Category: houses, long articles | Country: — July 14, 2012 at 3:54 pm

Casal do Padre by Tiago do Vale

 

Built in Ponte de Lima (northwest Portugal) in a very green rural setting, it deals with a tough geography (on a slope facing north) and an unforgiving geology (built on a solid granite hill).

Being so, its design is focused on flowing with the slope, disguising the fact that it is built in 3 levels, with minimal excavation, and maximizing the building’s relationship with the sun and the views.
The ground floor provides vast parking space and a laundry.
Over the garage, at the entrance floor, the main social spaces (circulations, kitchen, dinning and living room) are unified and generously dimensioned, calmly supervised from the owner’s home office. This floor opens expansively to the first level garden and to the northern far-fetching landscape.

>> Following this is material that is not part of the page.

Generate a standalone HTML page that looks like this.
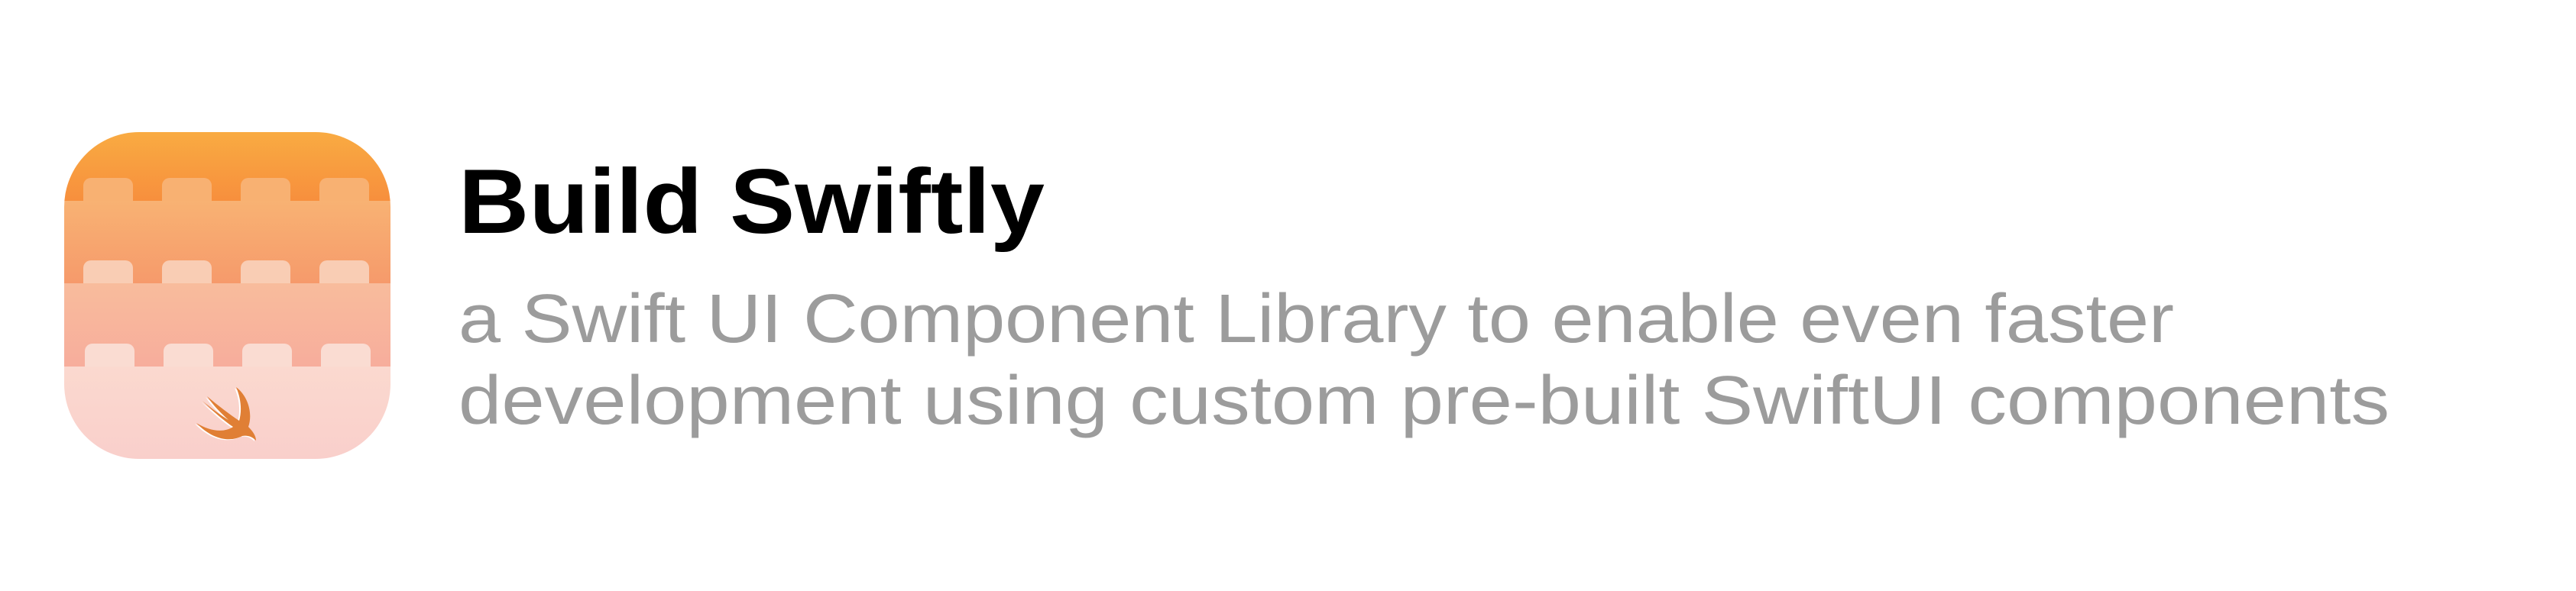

At the top floor the rooms and designed in a stricter fashion: this house is conceived to be lived by the family as a community so these choices were quite conscious. All the rooms open, individually, to the top level garden. There’s a master suite (with dressing room and private wc), a couple of sibling’s rooms (united -or divided- by a moving panel), a guest room and, at a leading position relating to both the garden (though in a different, more distant, way than the rooms) and a big terrace opening over the flourishing landscape.

Summing it up, this is a project that tries to both relate and stand up to its location while giving this family comfortable but vast spaces to be lived in family and to entertain in big numbers.